About This U Value Wall Assembly Calculator
Why This U Value Wall Assembly Calculator Matters
A wall assembly controls heat flow between indoor and outdoor spaces. The U-value shows how much heat passes through the full construction. A lower value means better insulation performance. This calculator helps estimate thermal transmittance for layered walls. It supports common building envelope checks, retrofit planning, and early design comparisons.
What the Calculator Evaluates
The tool adds thermal resistance from every material layer. It also includes inside and outside surface film resistance. Each layer resistance comes from thickness divided by conductivity. After summing all resistance values, the calculator converts total resistance into U-value. It can also apply a thermal bridge adjustment. Then it estimates heat loss rate and operating energy loss for the selected wall area.
Useful for Design and Specification Work
You can test brick walls, cavity walls, insulated stud walls, and composite panels. This is useful for architects, engineers, estimators, energy consultants, and facility teams. It also helps compare alternative insulation thicknesses before construction starts. When conductivity changes, the final U-value changes quickly. That makes fast comparison very valuable during product selection and specification review.
Why Layer Order and Inputs Matter
Accurate inputs improve useful results. Thickness should be entered in millimeters. Conductivity should be entered in watts per meter-kelvin. Surface resistances should match the intended wall orientation and conditions when possible. The calculator gives a practical estimate, not a laboratory certification. Moisture effects, fasteners, framing fractions, and air leakage can change real performance. The bridge adjustment field helps cover some practical losses.
Better Envelope Decisions
Use this calculator to study insulation upgrades, compliance targets, and heating load impacts. Review the resistance contribution of each layer, then identify weak parts of the assembly. Small conductivity improvements can reduce transmission losses across large wall areas. With export options, teams can share results, document assumptions, and keep design reviews organized. This makes the calculator helpful for both quick checks and repeatable reporting.
Reading the Output
Total resistance shows the combined barrier against heat transfer. Base U-value reflects the ideal layered assembly. Adjusted U-value includes the bridge factor. Heat loss in watts shows instant transmission. Energy loss in kilowatt-hours supports daily or operating-period planning.
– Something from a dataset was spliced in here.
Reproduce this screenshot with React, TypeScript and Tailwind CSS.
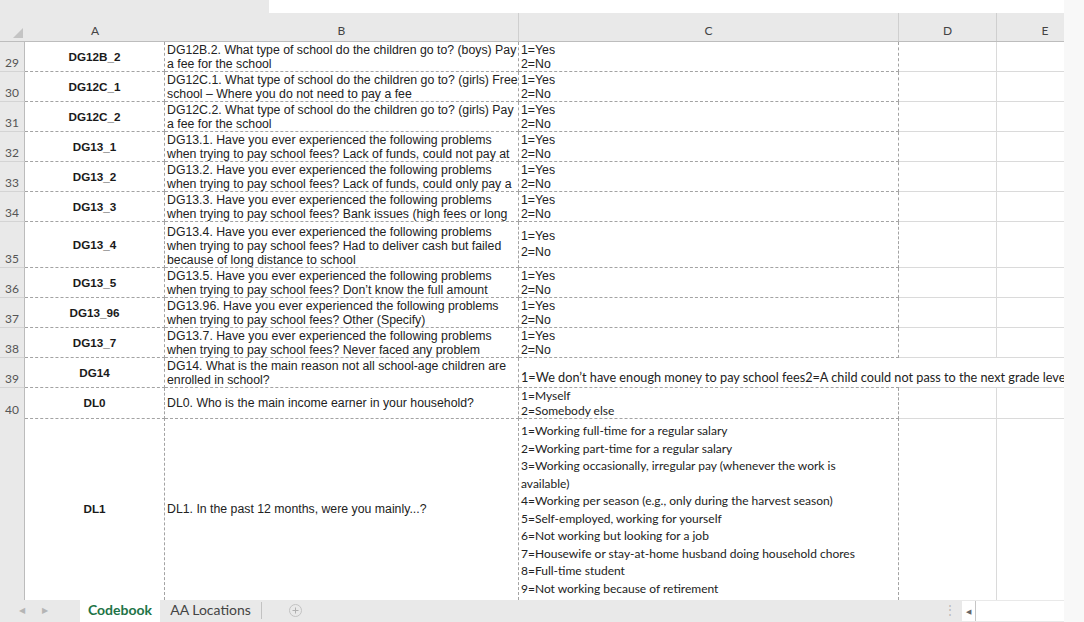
const ARIAL = "font-['Liberation_Sans',Arial,sans-serif] text-[12.3px] leading-[14px] text-[#222]";
const CALI = "font-['Lato','Noto_Sans',sans-serif] text-[12px] leading-[17.5px] text-[#222]";

const cols = "grid grid-cols-[25px_140px_354px_380px_98px_67px]";

type Row = { n: number; code: string; q: string[]; tall?: boolean };

const yesNoRows: Row[] = [
  {
    n: 29,
    code: "DG12B_2",
    q: ["DG12B.2. What type of school do the children go to? (boys) Pay", "a fee for the school"],
  },
  {
    n: 30,
    code: "DG12C_1",
    q: ["DG12C.1. What type of school do the children go to? (girls) Free", "school \u2013 Where you do not need to pay a fee"],
  },
  {
    n: 31,
    code: "DG12C_2",
    q: ["DG12C.2. What type of school do the children go to? (girls) Pay", "a fee for the school"],
  },
  {
    n: 32,
    code: "DG13_1",
    q: ["DG13.1. Have you ever experienced the following problems", "when trying to pay school fees? Lack of funds, could not pay at"],
  },
  {
    n: 33,
    code: "DG13_2",
    q: ["DG13.2. Have you ever experienced the following problems", "when trying to pay school fees? Lack of funds, could only pay a"],
  },
  {
    n: 34,
    code: "DG13_3",
    q: ["DG13.3. Have you ever experienced the following problems", "when trying to pay school fees? Bank issues (high fees or long"],
  },
  {
    n: 35,
    code: "DG13_4",
    tall: true,
    q: [
      "DG13.4. Have you ever experienced the following problems",
      "when trying to pay school fees? Had to deliver cash but failed",
      "because of long distance to school",
    ],
  },
  {
    n: 36,
    code: "DG13_5",
    q: ["DG13.5. Have you ever experienced the following problems", "when trying to pay school fees? Don\u2019t know the full amount"],
  },
  {
    n: 37,
    code: "DG13_96",
    q: ["DG13.96. Have you ever experienced the following problems", "when trying to pay school fees? Other (Specify)"],
  },
  {
    n: 38,
    code: "DG13_7",
    q: ["DG13.7. Have you ever experienced the following problems", "when trying to pay school fees? Never faced any problem"],
  },
];

const dl1Answers = [
  "1=Working full-time for a regular salary",
  "2=Working part-time for a regular salary",
  "3=Working occasionally, irregular pay (whenever the work is",
  "available)",
  "4=Working per season (e.g., only during the harvest season)",
  "5=Self-employed, working for yourself",
  "6=Not working but looking for a job",
  "7=Housewife or stay-at-home husband doing household chores",
  "8=Full-time student",
  "9=Not working because of retirement",
];

// cell styles
const numCell =
  "bg-[#e9e9e9] border-r border-b border-r-[#bcbcbc] border-b-[#d4d4d4] flex items-end justify-center pb-[1px] font-['Lato',sans-serif] text-[12px] leading-[14px] text-[#555]";
const codeCell =
  "border-r border-b border-dashed border-[#a3a3a3] flex items-center justify-center font-['Liberation_Sans',Arial,sans-serif] font-bold text-[11.7px] text-[#1a1a1a]";
const textCell =
  "border-r border-b border-dashed border-[#a3a3a3] flex flex-col pl-[2px] overflow-hidden whitespace-nowrap";
const dCell = "border-r border-b border-[#dadada]";
const eCell = "border-b border-[#dadada]";

function Lines({ lines, cls }: { lines: string[]; cls: string }) {
  return (
    <>
      {lines.map((l) => (
        <div key={l} className={cls}>
          {l}
        </div>
      ))}
    </>
  );
}

function YesNoRow({ r }: { r: Row }) {
  return (
    <div className={`${cols} ${r.tall ? "h-[46px]" : "h-[30px]"}`}>
      <div className={numCell}>{r.n}</div>
      <div className={codeCell}>{r.code}</div>
      <div className={`${textCell} justify-end`}>
        <Lines lines={r.q} cls={ARIAL} />
      </div>
      <div className={`${textCell} ${r.tall ? "justify-center pb-[2px]" : "justify-end"}`}>
        <div className={r.tall ? `${ARIAL} leading-[16px]` : ARIAL}>1=Yes</div>
        <div className={r.tall ? `${ARIAL} leading-[16px]` : ARIAL}>2=No</div>
      </div>
      <div className={dCell} />
      <div className={eCell} />
    </div>
  );
}

export default function App() {
  return (
    <div className="w-[1084px] h-[622px] flex overflow-hidden bg-white">
      <div className="w-[1064px] h-full flex flex-col overflow-hidden">
        {/* band above the column headers */}
        <div className="h-[13px] flex shrink-0">
          <div className="w-[269px] bg-[#e9e9e9]" />
          <div className="flex-1 bg-white" />
        </div>

        {/* column headers */}
        <div className={`${cols} h-[29px] shrink-0 bg-[#e9e9e9] border-b border-[#bdbdbd] font-['Lato',sans-serif] text-[12px] leading-[14px] text-[#444]`}>
          <div className="flex items-end justify-end pr-[2px] pb-[3px]">
            <svg width="10" height="10" viewBox="0 0 10 10">
              <polygon points="10,0 10,10 0,10" fill="#c4c4c4" />
            </svg>
          </div>
          <div className="flex items-end justify-center pb-[3px]">A</div>
          <div className="flex items-end justify-center pb-[3px] border-r border-[#cfcfcf]">B</div>
          <div className="flex items-end justify-center pb-[3px] border-r border-[#cfcfcf]">C</div>
          <div className="flex items-end justify-center pb-[3px] border-r border-[#cfcfcf]">D</div>
          <div className="flex items-end justify-center pb-[3px] pl-[29px]">E</div>
        </div>

        {/* body */}
        <div className="flex-1 flex flex-col overflow-hidden">
          {yesNoRows.map((r) => (
            <YesNoRow key={r.n} r={r} />
          ))}

          <div className={`${cols} h-[30px]`}>
            <div className={numCell}>39</div>
            <div className={codeCell}>DG14</div>
            <div className={`${textCell} justify-end`}>
              <Lines
                lines={["DG14. What is the main reason not all school-age children are", "enrolled in school?"]}
                cls={ARIAL}
              />
            </div>
            <div className="border-b border-dashed border-[#a3a3a3] flex flex-col justify-end pl-[2px] pb-[1px] whitespace-nowrap">
              <div className="font-['Lato','Noto_Sans',sans-serif] text-[12.7px] leading-[17.5px] text-[#222]">
                1=We don{"\u2019"}t have enough money to pay school fees2=A child could not pass to the next grade level
              </div>
            </div>
            <div className="border-b border-[#dadada]" />
            <div className="border-b border-[#dadada]" />
          </div>

          <div className={`${cols} h-[30px]`}>
            <div className={numCell}>40</div>
            <div className={codeCell}>DL0</div>
            <div className={`${textCell} justify-center`}>
              <div className={ARIAL}>DL0. Who is the main income earner in your household?</div>
            </div>
            <div className="border-r border-b border-dashed border-[#a3a3a3] flex flex-col justify-end pl-[2px] whitespace-nowrap">
              <div className="font-['Lato','Noto_Sans',sans-serif] text-[12px] leading-[15px] text-[#222]">1=Myself</div>
              <div className="font-['Lato','Noto_Sans',sans-serif] text-[12px] leading-[15px] text-[#222]">2=Somebody else</div>
            </div>
            <div className={dCell} />
            <div className={eCell} />
          </div>

          <div className={`${cols} flex-1`}>
            <div className="bg-[#e9e9e9] border-r border-[#bcbcbc]" />
            <div className="border-r border-dashed border-[#a3a3a3] flex items-center justify-center font-['Liberation_Sans',Arial,sans-serif] font-bold text-[11.7px] text-[#1a1a1a]">
              DL1
            </div>
            <div className="border-r border-dashed border-[#a3a3a3] flex flex-col justify-center pl-[2px] whitespace-nowrap">
              <div className={ARIAL}>DL1. In the past 12 months, were you mainly...?</div>
            </div>
            <div className="border-r border-dashed border-[#a3a3a3] flex flex-col justify-end pl-[2px] pb-[3px] whitespace-nowrap overflow-hidden">
              <Lines lines={dl1Answers} cls={CALI} />
            </div>
            <div className="border-r border-[#dadada]" />
            <div />
          </div>
        </div>

        {/* sheet tabs */}
        <div className="h-[22px] shrink-0 flex items-stretch bg-[#e9e9e9] font-['Lato',sans-serif] text-[14px] leading-[16px] text-[#444]">
          <div className="w-[80px] flex items-center text-[8px] text-[#b5b5b5] pb-[2px]">
            <span className="ml-[19px]">{"\u25C0"}</span>
            <span className="ml-[17px]">{"\u25B6"}</span>
          </div>
          <div className="w-[80px] bg-white flex items-center justify-center pb-[3px] font-bold text-[#217346]">Codebook</div>
          <div className="w-[102px] flex items-center justify-center mt-[2px] mb-[3px] pb-[2px] border-r border-[#c2c2c2]">AA Locations</div>
          <div className="flex items-center ml-[27px] pb-[2px]">
            <svg width="13" height="13" viewBox="0 0 13 13">
              <circle cx="6.5" cy="6.5" r="6" fill="none" stroke="#c2c2c2" />
              <path d="M6.5 3.5v6M3.5 6.5h6" stroke="#b0b0b0" />
            </svg>
          </div>
          <div className="flex-1" />
          <div className="flex items-center text-[#b8b8b8] text-[12px] pr-[6px] pb-[2px]">{"\u22EE"}</div>
          <div className="w-[102px] bg-white my-[1px] flex items-center">
            <div className="w-[14px] h-full flex items-center justify-center border-r border-[#c6c6c6] text-[7px] text-[#666]">
              {"\u25C0"}
            </div>
          </div>
        </div>
      </div>
      <div className="w-[20px] h-full bg-[#f8f8f8]" />
    </div>
  );
}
Frequently Asked Questions
1. What is a U-value in a wall assembly?
A U-value measures heat transfer through the full wall assembly. It includes all layers and both surface films. Lower U-values usually mean better thermal performance and lower transmission heat loss.
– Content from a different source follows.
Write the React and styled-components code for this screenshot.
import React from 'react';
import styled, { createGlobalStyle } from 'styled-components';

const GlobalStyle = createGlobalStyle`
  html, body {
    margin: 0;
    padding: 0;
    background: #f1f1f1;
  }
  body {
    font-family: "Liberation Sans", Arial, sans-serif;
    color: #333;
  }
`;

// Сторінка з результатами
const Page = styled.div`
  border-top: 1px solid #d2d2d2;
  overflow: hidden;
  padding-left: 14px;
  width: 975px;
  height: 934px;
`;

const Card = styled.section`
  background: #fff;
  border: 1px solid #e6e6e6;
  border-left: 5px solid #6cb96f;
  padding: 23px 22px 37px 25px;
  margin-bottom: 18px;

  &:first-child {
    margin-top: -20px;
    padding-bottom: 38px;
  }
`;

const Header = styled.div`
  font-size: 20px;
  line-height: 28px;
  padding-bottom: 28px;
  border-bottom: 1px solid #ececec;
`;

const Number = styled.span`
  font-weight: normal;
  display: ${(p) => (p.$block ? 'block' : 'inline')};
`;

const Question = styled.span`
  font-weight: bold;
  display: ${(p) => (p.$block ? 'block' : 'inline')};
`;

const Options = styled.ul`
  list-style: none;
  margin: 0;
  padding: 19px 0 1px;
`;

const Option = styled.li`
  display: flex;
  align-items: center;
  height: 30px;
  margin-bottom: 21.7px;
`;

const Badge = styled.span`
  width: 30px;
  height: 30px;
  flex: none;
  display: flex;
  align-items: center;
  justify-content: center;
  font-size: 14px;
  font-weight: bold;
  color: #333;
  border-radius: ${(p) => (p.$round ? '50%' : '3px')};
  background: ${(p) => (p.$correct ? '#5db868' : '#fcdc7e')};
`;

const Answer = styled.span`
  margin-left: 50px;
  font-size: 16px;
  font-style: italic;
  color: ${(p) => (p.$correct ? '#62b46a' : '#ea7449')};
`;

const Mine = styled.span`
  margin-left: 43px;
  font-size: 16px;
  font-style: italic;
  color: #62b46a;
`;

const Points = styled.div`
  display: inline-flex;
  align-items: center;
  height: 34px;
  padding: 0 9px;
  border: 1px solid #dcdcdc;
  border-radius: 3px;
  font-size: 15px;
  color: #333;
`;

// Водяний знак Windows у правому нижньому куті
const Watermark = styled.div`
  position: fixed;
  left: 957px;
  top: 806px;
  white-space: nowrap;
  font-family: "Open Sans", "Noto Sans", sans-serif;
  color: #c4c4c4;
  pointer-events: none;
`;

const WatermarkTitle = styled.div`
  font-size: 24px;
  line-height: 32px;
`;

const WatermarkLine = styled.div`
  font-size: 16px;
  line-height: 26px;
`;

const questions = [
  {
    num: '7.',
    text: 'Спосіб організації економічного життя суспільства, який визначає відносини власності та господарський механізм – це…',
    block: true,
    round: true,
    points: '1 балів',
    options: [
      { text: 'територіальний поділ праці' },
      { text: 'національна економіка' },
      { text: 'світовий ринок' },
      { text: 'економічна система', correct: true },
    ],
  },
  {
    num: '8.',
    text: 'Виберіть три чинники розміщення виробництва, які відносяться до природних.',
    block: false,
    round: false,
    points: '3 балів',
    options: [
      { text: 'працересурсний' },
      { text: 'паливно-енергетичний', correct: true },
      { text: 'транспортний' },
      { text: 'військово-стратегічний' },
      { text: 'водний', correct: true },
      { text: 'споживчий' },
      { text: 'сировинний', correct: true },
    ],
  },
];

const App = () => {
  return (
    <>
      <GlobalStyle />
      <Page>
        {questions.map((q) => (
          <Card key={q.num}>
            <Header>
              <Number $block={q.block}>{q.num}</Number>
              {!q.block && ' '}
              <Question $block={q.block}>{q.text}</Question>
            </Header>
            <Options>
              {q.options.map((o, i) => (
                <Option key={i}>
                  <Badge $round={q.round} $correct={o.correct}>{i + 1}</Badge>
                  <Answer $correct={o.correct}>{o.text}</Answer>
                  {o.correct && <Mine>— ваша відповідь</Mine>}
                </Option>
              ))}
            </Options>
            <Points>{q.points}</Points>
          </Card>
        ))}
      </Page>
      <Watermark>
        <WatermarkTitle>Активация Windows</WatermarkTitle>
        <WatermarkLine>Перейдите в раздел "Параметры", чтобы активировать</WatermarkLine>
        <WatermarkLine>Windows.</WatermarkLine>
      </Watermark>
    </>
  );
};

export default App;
2. Why does the calculator use thermal resistance first?
Wall assemblies are easier to evaluate by summing resistances. Each layer adds resistance based on thickness and conductivity. After total resistance is known, the calculator converts it into U-value.
3. What thickness unit should I enter?
Enter thickness in millimeters. The calculator automatically converts millimeters to meters before computing thermal resistance. This keeps the conductivity and resistance calculation consistent.
4. What conductivity unit does this tool expect?
Use watts per meter-kelvin, written as W/mK. That is the common unit for material thermal conductivity in building envelope calculations and insulation product data sheets.
5. What does the bridge adjustment field do?
It increases the base U-value by a chosen percentage. This helps reflect practical losses from framing, fasteners, junctions, and other thermal bridge effects not fully captured by ideal layered calculations.
6. Is this result suitable for code compliance submission?
This tool is best for estimation, comparison, and early design review. Formal compliance may require local standards, tested material data, certified software, and more detailed assembly assumptions.
7. Why is my U-value still high after adding insulation?
Thin insulation, high conductivity layers, bridge adjustments, or low total resistance can keep U-values high. Check every layer input carefully and confirm that conductivity values match the selected materials.
8. Can I use this calculator for retrofit planning?
Yes. It is useful for comparing existing and upgraded wall options. You can change insulation thickness, swap materials, and estimate how much heat loss may drop across the same wall area.